A better-than-expected UK services PMI was not enough to keep the Pound on a bullish trend as the Bank of England (BoE) reiterated its dovish policy outlook.
Markets were not impressed to find that only two members of the Monetary Policy Committee (MPC) had voted in favour of an immediate interest rate hike, with Chief Economist Andy Haldane remaining on the side of the doves for now.
In conjunction with this decision to leave monetary policy unchanged the BoE also revised its growth forecasts lower, now projecting that the UK economy will grow by 1.7% in 2017 and 1.6% in 2018.
Furthermore, the BoE’s minutes noted that:
‘Monetary policy cannot prevent either the necessary real adjustment as the United Kingdom moves towards its new international trading arrangements or the weaker real income growth that is likely to accompany that adjustment over the next few years.
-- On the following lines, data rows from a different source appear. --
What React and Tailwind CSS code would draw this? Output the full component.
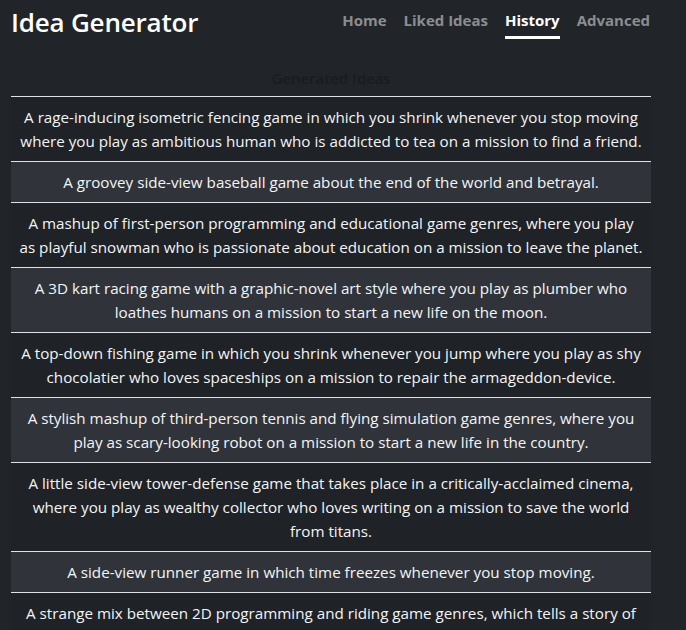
import React from 'react';

// each idea split where the table cell wraps it
const ideas = [
  ['A rage-inducing isometric fencing game in which you shrink whenever you stop moving', 'where you play as ambitious human who is addicted to tea on a mission to find a friend.'],
  ['A groovey side-view baseball game about the end of the world and betrayal.'],
  ['A mashup of first-person programming and educational game genres, where you play', 'as playful snowman who is passionate about education on a mission to leave the planet.'],
  ['A 3D kart racing game with a graphic-novel art style where you play as plumber who', 'loathes humans on a mission to start a new life on the moon.'],
  ['A top-down fishing game in which you shrink whenever you jump where you play as shy', 'chocolatier who loves spaceships on a mission to repair the armageddon-device.'],
  ['A stylish mashup of third-person tennis and flying simulation game genres, where you', 'play as scary-looking robot on a mission to start a new life in the country.'],
  ['A little side-view tower-defense game that takes place in a critically-acclaimed cinema,', 'where you play as wealthy collector who loves writing on a mission to save the world', 'from titans.'],
  ['A side-view runner game in which time freezes whenever you stop moving.'],
  ['A strange mix between 2D programming and riding game genres, which tells a story of', 'a lonely knight on a mission to find the lost city.'],
];

const links = ['Home', 'Liked Ideas', 'History', 'Advanced'];

export default function App() {
  return (
    <div className="min-h-screen bg-[#212529] text-white font-['Open_Sans',sans-serif] overflow-hidden">
      {/* Header */}
      <header className="flex items-start justify-between pl-[11px] pr-[36px] pt-[4px]">
        <h1 className="text-[26px] font-semibold leading-[36px] tracking-[-0.2px]">Idea Generator</h1>
        <nav className="flex items-center gap-[17px] pt-[5px]">
          {links.map((l) => (
            <a
              key={l}
              className={`text-[15px] font-bold leading-[22px] pb-[5px] border-b-[3px] ${
                l === 'History'
                  ? 'text-white border-white'
                  : 'text-[#8c8d8f] border-transparent'
              }`}
            >
              {l}
            </a>
          ))}
        </nav>
      </header>

      {/* History table */}
      <div className="ml-[11px] w-[640px]">
        <div className="text-center text-[15px] font-semibold text-[#1a1c1f] pt-[26px] pb-[6px] leading-[24px]">
          Generated Ideas
        </div>
        <div className="border-t border-[#dee2e6] bg-[#1f2226]">
          {ideas.map((lines, i) => (
            <div
              key={i}
              className={`py-[8px] border-b border-[#dee2e6] flex flex-col items-center text-[15.2px] leading-[24px] text-[#f3f4f5] ${
                i % 2 === 1 ? 'bg-[#30343a]' : ''
              }`}
            >
              {lines.map((line, j) => (
                <span key={j} className="whitespace-nowrap">{line}</span>
              ))}
            </div>
          ))}
        </div>
      </div>
    </div>
  );
}
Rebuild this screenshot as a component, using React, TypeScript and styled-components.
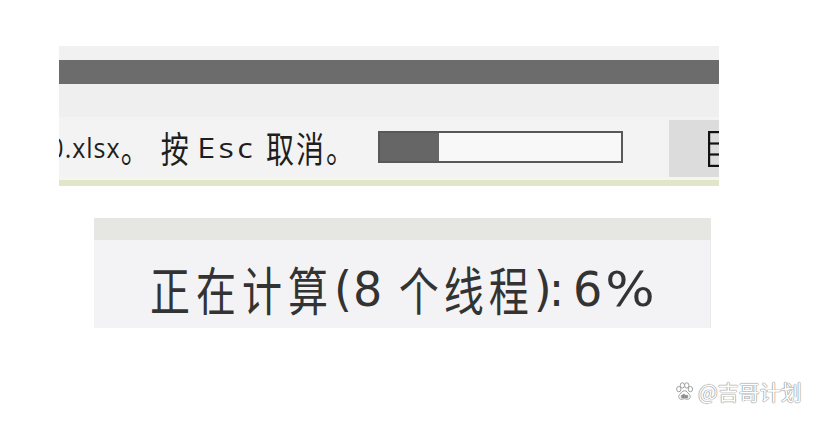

Attempting to offset fully the effect of weaker sterling on inflation would be achievable only at the cost of higher unemployment and, in all likelihood, even weaker income growth.’
This suggests that policymakers are unlikely to make any particular shift towards hawkishness in the near future, giving investors little reason to favour the Pound.
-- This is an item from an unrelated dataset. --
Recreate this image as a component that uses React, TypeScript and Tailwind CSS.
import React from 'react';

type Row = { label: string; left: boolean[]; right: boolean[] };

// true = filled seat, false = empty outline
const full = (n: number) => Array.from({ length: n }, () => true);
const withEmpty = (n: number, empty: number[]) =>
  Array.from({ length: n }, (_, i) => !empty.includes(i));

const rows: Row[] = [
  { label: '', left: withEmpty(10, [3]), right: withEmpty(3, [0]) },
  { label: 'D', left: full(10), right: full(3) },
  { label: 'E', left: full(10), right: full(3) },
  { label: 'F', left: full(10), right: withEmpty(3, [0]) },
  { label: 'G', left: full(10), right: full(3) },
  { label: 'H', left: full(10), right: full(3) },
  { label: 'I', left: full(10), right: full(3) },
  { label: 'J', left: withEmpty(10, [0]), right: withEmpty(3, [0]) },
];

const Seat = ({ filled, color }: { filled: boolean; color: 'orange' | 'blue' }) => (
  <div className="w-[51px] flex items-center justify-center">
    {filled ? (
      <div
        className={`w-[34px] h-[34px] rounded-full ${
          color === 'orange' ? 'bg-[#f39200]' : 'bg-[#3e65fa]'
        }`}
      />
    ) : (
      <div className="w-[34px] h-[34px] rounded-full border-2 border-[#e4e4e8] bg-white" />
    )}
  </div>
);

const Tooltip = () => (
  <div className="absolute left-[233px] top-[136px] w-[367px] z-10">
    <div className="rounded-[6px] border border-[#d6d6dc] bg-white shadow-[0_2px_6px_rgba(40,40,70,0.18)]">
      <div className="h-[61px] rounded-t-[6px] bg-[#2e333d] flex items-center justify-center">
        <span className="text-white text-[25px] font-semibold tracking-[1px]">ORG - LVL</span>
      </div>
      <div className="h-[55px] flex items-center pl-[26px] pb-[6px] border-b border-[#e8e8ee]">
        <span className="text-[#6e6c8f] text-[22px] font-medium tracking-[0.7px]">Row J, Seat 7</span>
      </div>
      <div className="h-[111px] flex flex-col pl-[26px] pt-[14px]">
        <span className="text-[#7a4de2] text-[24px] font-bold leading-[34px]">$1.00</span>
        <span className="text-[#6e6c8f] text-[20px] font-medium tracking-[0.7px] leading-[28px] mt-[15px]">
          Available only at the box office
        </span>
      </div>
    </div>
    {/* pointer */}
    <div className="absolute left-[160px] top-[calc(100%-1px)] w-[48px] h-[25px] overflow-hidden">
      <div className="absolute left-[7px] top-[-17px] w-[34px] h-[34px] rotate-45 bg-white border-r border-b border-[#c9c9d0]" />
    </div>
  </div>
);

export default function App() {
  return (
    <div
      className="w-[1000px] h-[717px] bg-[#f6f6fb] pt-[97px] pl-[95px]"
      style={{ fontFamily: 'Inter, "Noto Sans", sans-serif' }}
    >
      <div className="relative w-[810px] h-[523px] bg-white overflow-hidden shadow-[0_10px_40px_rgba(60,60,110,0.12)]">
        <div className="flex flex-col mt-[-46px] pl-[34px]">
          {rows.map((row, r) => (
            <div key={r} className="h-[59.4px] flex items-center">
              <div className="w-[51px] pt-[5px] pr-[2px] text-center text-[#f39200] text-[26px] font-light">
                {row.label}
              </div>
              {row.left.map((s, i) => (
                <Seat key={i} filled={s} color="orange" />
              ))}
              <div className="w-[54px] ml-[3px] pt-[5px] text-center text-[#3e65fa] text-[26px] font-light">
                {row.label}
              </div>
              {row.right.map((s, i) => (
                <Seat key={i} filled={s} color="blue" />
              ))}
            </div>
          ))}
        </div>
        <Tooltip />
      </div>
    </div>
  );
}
The odds of the BoE raising interest rates in the coming months naturally slumped in the wake of the meeting, something which is likely to continue to weigh on GBP exchange rates.
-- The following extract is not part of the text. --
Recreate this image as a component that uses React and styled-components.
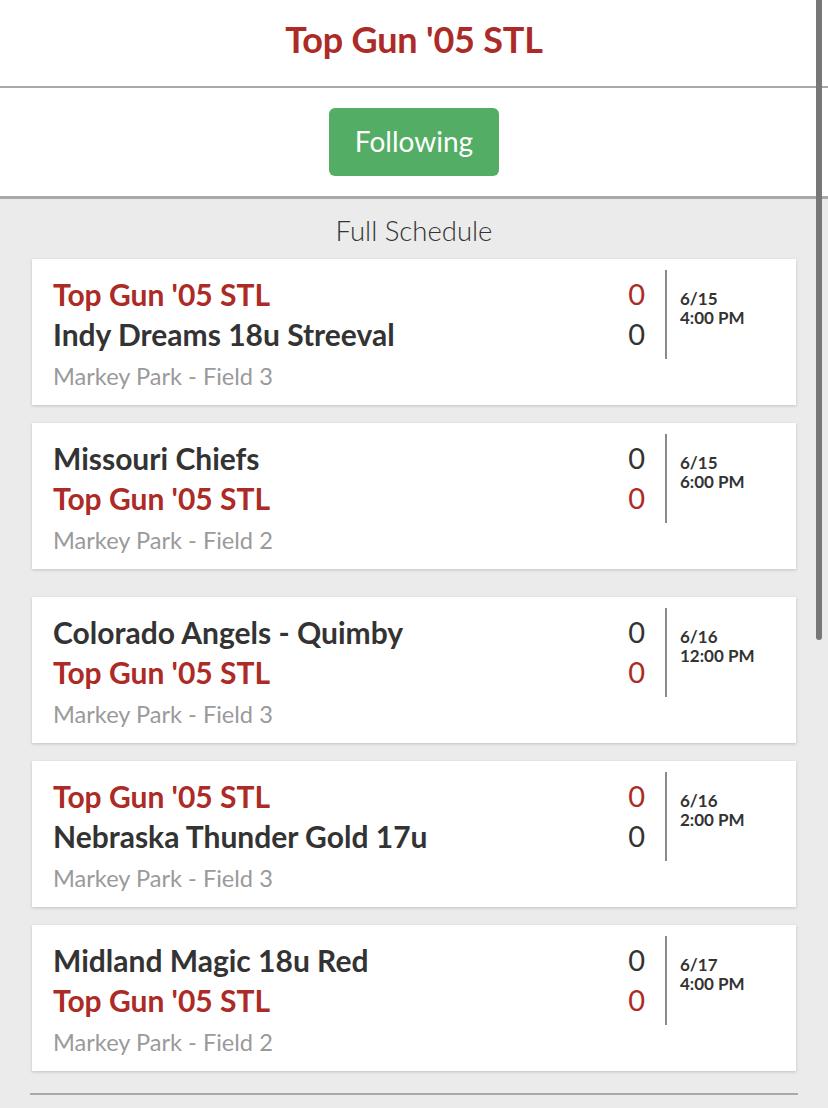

Altogether the outlook for the Pound looks distinctly bearish at this juncture, with a lack of fresh domestic data ahead of the weekend offering no real prospect of support.
GBP EUR Unable to Capitalise on Weaker Eurozone PMIs
Confidence in the Euro remained somewhat muted, meanwhile, on the back of the European Central Bank’s (ECB) latest Economic Bulletin.
As the general tone pointed towards a neutral to dovish policy bias this limited the appeal of the single currency, particularly as the finalised raft of Eurozone services and composite PMIs proved disappointing.
However, this was not enough to prevent the Pound Euro exchange rate trending sharply lower.
Friday’s German factor orders, construction PMI and retail PMI results could offer stronger support to the Euro if they indicate that the Eurozone’s powerhouse economy is still in a relatively robust state of health.
US Dollar Trends Higher Ahead of Labour Market Data
As the sense of chaos engulfing the Trump White House seemed to diminish somewhat the mood towards the US Dollar improved, although an underlying sense of nervousness remained.
The Pound US Dollar exchange rate could find a rallying point this afternoon, though, as the ISM non-manufacturing composite index is forecast to have dipped slightly from 57.4 to 56.9 in July.
Even so, anything short of a major downside surprise is unlikely to have a particularly detrimental impact on the ‘Greenback’ at this juncture.
Greater volatility is likely in response to Friday’s labour market data, with investors paying particular attention to the wage growth data as they assess the odds of the Federal Reserve raising interest rates again before the end of the year.
Current GBP EUR USD Interbank Exchange Rates
At the time of writing, the Pound Euro exchange rate was slumped in the region of 1.1101. Meanwhile, the Pound US Dollar exchange rate was trending lower at 1.3158.